Although traders treat BTC.D (Bitcoin dominance) as a cyclical gauge, the presence of ETFs, rising corporate treasuries holding BTC, and macro hedging use-cases suggest a structural floor for Bitcoin’s market share. Understanding the metric helps frame expectations: even if BTC dominance retreats during a speculative phase, the long-run baseline may be higher than in past cycles, compressing the time and magnitude of altcoin surges.

What Could Actually Trigger the Next Altcoin Boom?

What Could Actually Trigger the Next Altcoin Boom?

A Killer App Surge That Becomes a Household Use Case

The fastest route to a real altcoin boom is obvious but hard: breakout adoption.

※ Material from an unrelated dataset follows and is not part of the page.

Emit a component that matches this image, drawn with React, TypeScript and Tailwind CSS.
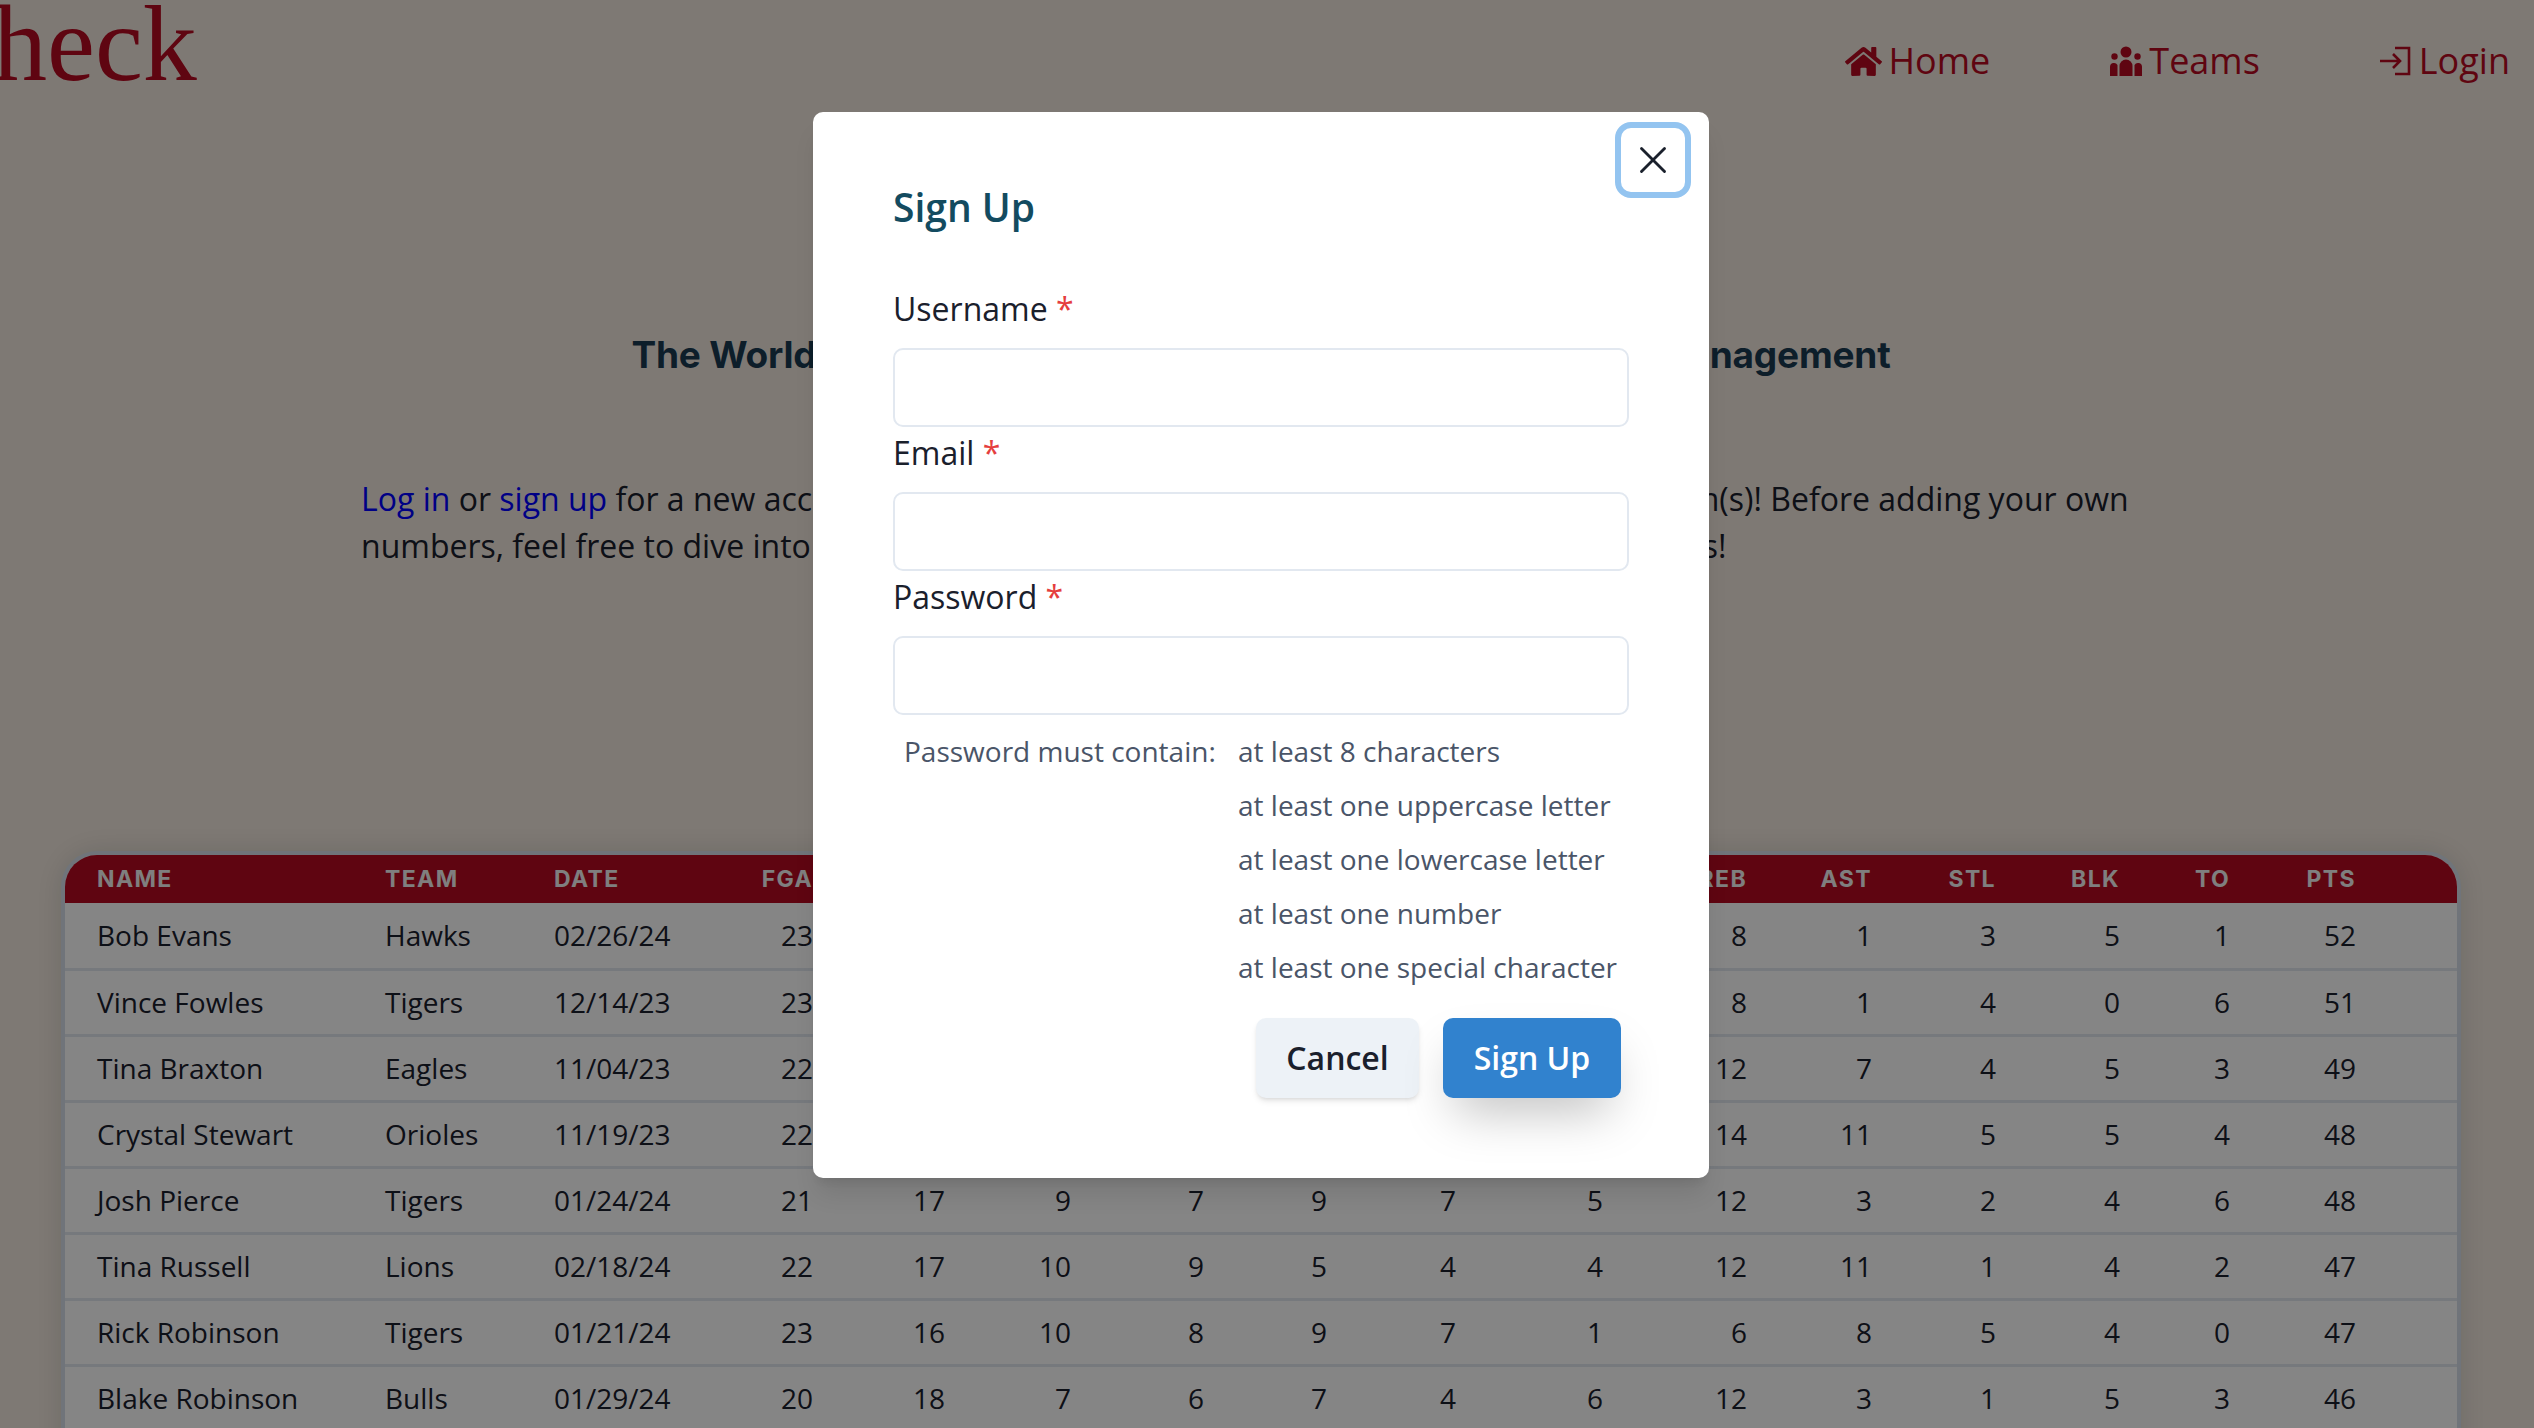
import { FaHome } from "react-icons/fa";
import { X } from "lucide-react";

const headers = ["Name", "Team", "Date", "FGA", "FGM", "3PA", "3PM", "FTA", "FTM", "OREB", "REB", "AST", "STL", "BLK", "TO", "PTS"];

const rows = [
  ["Bob Evans", "Hawks", "02/26/24", 23, 18, 9, 7, 9, 7, 2, 8, 1, 3, 5, 1, 52],
  ["Vince Fowles", "Tigers", "12/14/23", 23, 18, 10, 6, 9, 7, 3, 8, 1, 4, 0, 6, 51],
  ["Tina Braxton", "Eagles", "11/04/23", 22, 17, 9, 7, 8, 6, 4, 12, 7, 4, 5, 3, 49],
  ["Crystal Stewart", "Orioles", "11/19/23", 22, 17, 8, 6, 8, 8, 5, 14, 11, 5, 5, 4, 48],
  ["Josh Pierce", "Tigers", "01/24/24", 21, 17, 9, 7, 9, 7, 5, 12, 3, 2, 4, 6, 48],
  ["Tina Russell", "Lions", "02/18/24", 22, 17, 10, 9, 5, 4, 4, 12, 11, 1, 4, 2, 47],
  ["Rick Robinson", "Tigers", "01/21/24", 23, 16, 10, 8, 9, 7, 1, 6, 8, 5, 4, 0, 47],
  ["Blake Robinson", "Bulls", "01/29/24", 20, 18, 7, 6, 7, 4, 6, 12, 3, 1, 5, 3, 46],
  ["Sam Carter", "Hawks", "01/05/24", 20, 16, 8, 6, 7, 5, 2, 9, 4, 2, 3, 2, 45],
];

const rules = [
  "at least 8 characters",
  "at least one uppercase letter",
  "at least one lowercase letter",
  "at least one number",
  "at least one special character",
];

const TeamsIcon = () => (
  <svg width="32" height="30" viewBox="0 0 32 30" fill="currentColor">
    <circle cx="16" cy="6" r="5.5" />
    <circle cx="4.5" cy="10.5" r="3.2" />
    <circle cx="27.5" cy="10.5" r="3.2" />
    <path d="M9.5 30V20a6.5 6.5 0 0 1 13 0v10z" />
    <path d="M0 30v-9a4 4 0 0 1 7.5-2v11z" />
    <path d="M32 30v-9a4 4 0 0 0-7.5-2v11z" />
  </svg>
);

const LoginIcon = () => (
  <svg width="32" height="32" viewBox="0 0 32 32" fill="none" stroke="currentColor" strokeWidth="2.6">
    <path d="M0 16h20M13 9l7 7-7 7" />
    <path d="M15 3h14v26H15" />
  </svg>
);

const Field = ({ label }: { label: string }) => (
  <div>
    <label className="block h-[65px] pt-[2px] text-[32px] leading-[48px] text-[#1a202c]">
      {label} <span className="text-[#e53e3e]">*</span>
    </label>
    <input
      type="text"
      className="block h-[79px] w-full rounded-[10px] border-2 border-[#e2e8f0] bg-white px-6 outline-none"
    />
  </div>
);

const SignUpModal = () => (
  <div className="absolute inset-0 z-10 flex justify-center bg-black/48 pr-[12px]">
    <div className="relative mt-[112px] h-[1066px] w-[896px] rounded-[10px] bg-white px-[80px] pt-[65px] shadow-xl">
      <button
        type="button"
        className="absolute right-[18px] top-[10px] flex h-[76px] w-[76px] items-center justify-center rounded-[16px] border-[6px] border-[#93c4f0] text-[#1a202c]"
      >
        <X size={46} strokeWidth={1.5} />
      </button>
      <h2 className="h-[60px] text-[39px] font-semibold leading-[60px] text-[#134b60]">Sign Up</h2>
      <div className="mt-[46px]">
        <Field label="Username" />
        <Field label="Email" />
        <Field label="Password" />
      </div>
      <div className="mt-[9px] flex pl-[11px] text-[28px] leading-[54px] text-[#4a5568]">
        <div className="w-[334px]">Password must contain:</div>
        <ul>
          {rules.map((rule) => (
            <li key={rule}>{rule}</li>
          ))}
        </ul>
      </div>
      <div className="mt-[24px] flex justify-end gap-6 pr-2">
        <button
          type="button"
          className="h-[80px] w-[163px] rounded-[10px] bg-[#edf2f7] text-[32px] font-semibold text-[#1a202c] shadow-md"
        >
          Cancel
        </button>
        <button
          type="button"
          className="h-[80px] w-[178px] rounded-[10px] bg-[#3182ce] text-[32px] font-semibold text-white shadow-2xl"
        >
          Sign Up
        </button>
      </div>
    </div>
  </div>
);

const NavLink = ({ icon, label }: { icon: React.ReactNode; label: string }) => (
  <a className="flex items-center gap-[7px] text-[36px] leading-[54px] text-[#b70a21]">
    {icon}
    {label}
  </a>
);

const App = () => {
  return (
    <div className="relative h-[1428px] w-[2534px] overflow-hidden bg-[#f2e9df] font-['Open_Sans',sans-serif] text-[#1a202c]">
      <header className="flex h-[120px] justify-between">
        <div className="-ml-[7px] -mt-[16px] font-['Liberation_Serif',serif] text-[108px] leading-[120px] text-[#b70a21]">
          heck
        </div>
        <nav className="flex h-fit gap-[120px] pr-[24px] pt-[34px]">
          <NavLink icon={<FaHome size={37} />} label="Home" />
          <NavLink icon={<TeamsIcon />} label="Teams" />
          <NavLink icon={<LoginIcon />} label="Login" />
        </nav>
      </header>

      <h1 className="mt-[213px] pr-[12px] text-center font-['Inter',sans-serif] text-[37px] font-bold leading-[44px] tracking-[-0.005em] text-[#1a3a52]">
        The World's Leading Basketball Stats Tracking and Team Management
      </h1>

      <p className="ml-[361px] mt-[98px] w-[1812px] text-[32px] leading-[47px]">
        <a className="text-[#0000ff]">Log in</a> or <a className="text-[#0000ff]">sign up</a> for a new account to start
        tracking stats for all of the players on your team(s)! Before adding your own numbers, feel free to dive into the
        sample data and explore all the app's features, and stats!
      </p>

      <div className="ml-[61px] mr-[73px] mt-[282px] rounded-t-[36px] border-4 border-[#d6dfea] bg-white shadow-[0_0_30px_rgba(0,0,0,0.12)]">
        <table className="w-full table-fixed overflow-hidden rounded-t-[32px]">
          <colgroup>
            <col className="w-[288px]" />
            <col className="w-[169px]" />
            <col className="w-[182px]" />
            <col className="w-[141px]" />
            <col className="w-[132px]" />
            <col className="w-[126px]" />
            <col className="w-[133px]" />
            <col className="w-[123px]" />
            <col className="w-[129px]" />
            <col className="w-[147px]" />
            <col className="w-[144px]" />
            <col className="w-[125px]" />
            <col className="w-[124px]" />
            <col className="w-[124px]" />
            <col className="w-[110px]" />
            <col className="w-[126px]" />
            <col />
          </colgroup>
          <thead>
            <tr className="h-[48px] bg-[#b70a21] font-['Inter',sans-serif] text-[23px] uppercase tracking-[0.06em] text-[#f4f4f4]">
              {headers.map((h, i) => (
                <th key={h} className={i < 3 ? "px-8 text-left font-bold" : "px-8 text-right font-bold"}>
                  {h}
                </th>
              ))}
              <th />
            </tr>
          </thead>
          <tbody className="text-[28px]">
            {rows.map((row) => (
              <tr key={row[0] as string} className="h-[66px] border-b-[3px] border-[#e2e8f0]">
                {row.map((v, i) => (
                  <td key={i} className={i < 3 ? "px-8 text-left" : "px-8 text-right"}>
                    {v}
                  </td>
                ))}
                <td />
              </tr>
            ))}
          </tbody>
        </table>
      </div>

      <SignUpModal />
    </div>
  );
};

export default App;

If a non-custodial payments network, a mainstream RWA platform, or decentralized AI stack crosses the chasm from crypto-native users to mass-market participants, capital will flow to the execution layer and adjacent ecosystems. Traders should watch for organic fees, daily active users, and retention that aren’t driven solely by incentives.

Policy Catalysts That Reduce Friction

A shift toward clear, harmonized regulation for tokens beyond Bitcoin—especially in the U.S.—could unlock a new wave of institutional altcoin products. The moment large brokerages can offer baskets of vetted L1s/L2s or sector ETFs with compliant disclosures, the access problem shrinks, and with it the dominance premium that Bitcoin currently enjoys.

Stable Liquidity and Falling Real Yields

A macro regime of falling real rates, narrower credit spreads, and stable dollar liquidity historically correlates with risk-on behavior further down the cap spectrum. If global liquidity indicators and central bank posture turn decisively friendlier, a rotation window opens.

Strategy: How to Invest if the Altcoin Boom Is Delayed

Keep Bitcoin as the Core Allocation

In a market where BTC is structurally advantaged, treating it as the core holding makes both tactical and strategic sense. Dollar-cost averaging through qualified wrappers—where available—keeps slippage low and taxes predictable. Given Bitget’s leadership commentary on both upside potential and volatility, position sizing should reflect the reality that drawdowns can still be swift even in a bull cycle.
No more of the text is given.